Given problem | Write out the material again exactly, please, and omit the pictures.

******************************

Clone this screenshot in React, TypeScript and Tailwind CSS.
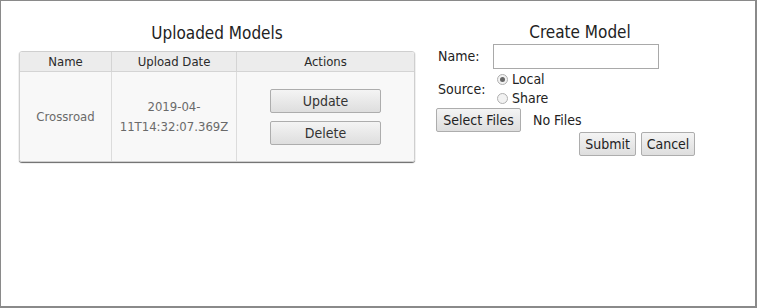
import React from "react";

const font = { fontFamily: '"DejaVu Sans Condensed", "Liberation Sans Narrow", Roboto, sans-serif' };

function Btn({ children, className = "" }: { children: React.ReactNode; className?: string }) {
  return (
    <button
      className={
        "border border-[#adadad] rounded-[2px] bg-gradient-to-b from-[#f4f4f4] to-[#dedede] text-[#222] leading-none " +
        className
      }
    >
      {children}
    </button>
  );
}

export default function App() {
  return (
    <div
      className="w-[757px] h-[308px] border border-[#8a8a8a] border-r-2 border-b-2 bg-white flex"
      style={font}
    >
      <div className="ml-[18px] w-[396px] pt-[20px] flex flex-col">
        <h2 className="text-[17px] leading-[25px] text-[#222] text-center">Uploaded Models</h2>
        <div className="mt-[5px] border border-[#cfcfcf] rounded-[3px] shadow-[0_1px_1px_#666] overflow-hidden">
          <div className="flex h-[20px] bg-[#ececec] border-b border-[#d4d4d4] text-[13px] text-[#2a2a2a]">
            <div className="w-[92px] flex items-center justify-center border-r border-[#d4d4d4]">Name</div>
            <div className="w-[125px] flex items-center justify-center border-r border-[#d4d4d4]">Upload Date</div>
            <div className="flex-1 flex items-center justify-center">Actions</div>
          </div>
          <div className="flex h-[89px] bg-[#f8f8f8] text-[13px] text-[#6a6a6a]">
            <div className="w-[92px] flex items-center justify-center border-r border-[#dcdcdc]">Crossroad</div>
            <div className="w-[125px] flex items-center justify-center border-r border-[#dcdcdc] text-center leading-[20px]">
              2019-04-
              <br />
              11T14:32:07.369Z
            </div>
            <div className="flex-1 flex flex-col items-center justify-center gap-[8px] pt-[1px]">
              <Btn className="w-[111px] h-[24px] text-[14px] text-[#333]">Update</Btn>
              <Btn className="w-[111px] h-[24px] text-[14px] text-[#333]">Delete</Btn>
            </div>
          </div>
        </div>
      </div>
      <div className="ml-[21px] w-[288px] pt-[20px] flex flex-col text-[14px] text-[#222]">
        <h2 className="text-[17px] leading-[23px] text-center">Create Model</h2>
        <div className="flex items-center h-[25px]">
          <span className="ml-[2px] w-[55px]">Name:</span>
          <input className="w-[166px] h-[25px] border border-[#a9a9a9] bg-white" />
        </div>
        <div className="flex items-center mt-[1px]">
          <span className="ml-[2px] w-[59px] pt-[1px]">Source:</span>
          <div className="flex flex-col">
            <label className="flex items-center h-[19px] gap-[4px]">
              <span className="w-[11px] h-[11px] rounded-full border border-[#b0b0b0] bg-[#f2f2f2] flex items-center justify-center">
                <span className="w-[5px] h-[5px] rounded-full bg-[#666]" />
              </span>
              Local
            </label>
            <label className="flex items-center h-[19px] gap-[4px]">
              <span className="w-[11px] h-[11px] rounded-full border border-[#b0b0b0] bg-[#f2f2f2]" />
              Share
            </label>
          </div>
        </div>
        <div className="flex items-center">
          <Btn className="w-[85px] h-[24px] text-[14px]">Select Files</Btn>
          <span className="ml-[12px]">No Files</span>
        </div>
        <div className="flex justify-end gap-[5px] mr-[29px]">
          <Btn className="w-[57px] h-[24px] text-[14px]">Submit</Btn>
          <Btn className="w-[54px] h-[24px] text-[14px]">Cancel</Btn>
        </div>
      </div>
    </div>
  );
}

******************************

Exercise response |
Clone this screenshot in React, TypeScript and Tailwind CSS.
import React from "react";

const font = { fontFamily: '"DejaVu Sans Condensed", "Liberation Sans Narrow", Roboto, sans-serif' };

function Btn({ children, className = "" }: { children: React.ReactNode; className?: string }) {
  return (
    <button
      className={
        "border border-[#adadad] rounded-[2px] bg-gradient-to-b from-[#f4f4f4] to-[#dedede] text-[#222] leading-none " +
        className
      }
    >
      {children}
    </button>
  );
}

export default function App() {
  return (
    <div
      className="w-[757px] h-[308px] border border-[#8a8a8a] border-r-2 border-b-2 bg-white flex"
      style={font}
    >
      <div className="ml-[18px] w-[396px] pt-[20px] flex flex-col">
        <h2 className="text-[17px] leading-[25px] text-[#222] text-center">Uploaded Models</h2>
        <div className="mt-[5px] border border-[#cfcfcf] rounded-[3px] shadow-[0_1px_1px_#666] overflow-hidden">
          <div className="flex h-[20px] bg-[#ececec] border-b border-[#d4d4d4] text-[13px] text-[#2a2a2a]">
            <div className="w-[92px] flex items-center justify-center border-r border-[#d4d4d4]">Name</div>
            <div className="w-[125px] flex items-center justify-center border-r border-[#d4d4d4]">Upload Date</div>
            <div className="flex-1 flex items-center justify-center">Actions</div>
          </div>
          <div className="flex h-[89px] bg-[#f8f8f8] text-[13px] text-[#6a6a6a]">
            <div className="w-[92px] flex items-center justify-center border-r border-[#dcdcdc]">Crossroad</div>
            <div className="w-[125px] flex items-center justify-center border-r border-[#dcdcdc] text-center leading-[20px]">
              2019-04-
              <br />
              11T14:32:07.369Z
            </div>
            <div className="flex-1 flex flex-col items-center justify-center gap-[8px] pt-[1px]">
              <Btn className="w-[111px] h-[24px] text-[14px] text-[#333]">Update</Btn>
              <Btn className="w-[111px] h-[24px] text-[14px] text-[#333]">Delete</Btn>
            </div>
          </div>
        </div>
      </div>
      <div className="ml-[21px] w-[288px] pt-[20px] flex flex-col text-[14px] text-[#222]">
        <h2 className="text-[17px] leading-[23px] text-center">Create Model</h2>
        <div className="flex items-center h-[25px]">
          <span className="ml-[2px] w-[55px]">Name:</span>
          <input className="w-[166px] h-[25px] border border-[#a9a9a9] bg-white" />
        </div>
        <div className="flex items-center mt-[1px]">
          <span className="ml-[2px] w-[59px] pt-[1px]">Source:</span>
          <div className="flex flex-col">
            <label className="flex items-center h-[19px] gap-[4px]">
              <span className="w-[11px] h-[11px] rounded-full border border-[#b0b0b0] bg-[#f2f2f2] flex items-center justify-center">
                <span className="w-[5px] h-[5px] rounded-full bg-[#666]" />
              </span>
              Local
            </label>
            <label className="flex items-center h-[19px] gap-[4px]">
              <span className="w-[11px] h-[11px] rounded-full border border-[#b0b0b0] bg-[#f2f2f2]" />
              Share
            </label>
          </div>
        </div>
        <div className="flex items-center">
          <Btn className="w-[85px] h-[24px] text-[14px]">Select Files</Btn>
          <span className="ml-[12px]">No Files</span>
        </div>
        <div className="flex justify-end gap-[5px] mr-[29px]">
          <Btn className="w-[57px] h-[24px] text-[14px]">Submit</Btn>
          <Btn className="w-[54px] h-[24px] text-[14px]">Cancel</Btn>
        </div>
      </div>
    </div>
  );
}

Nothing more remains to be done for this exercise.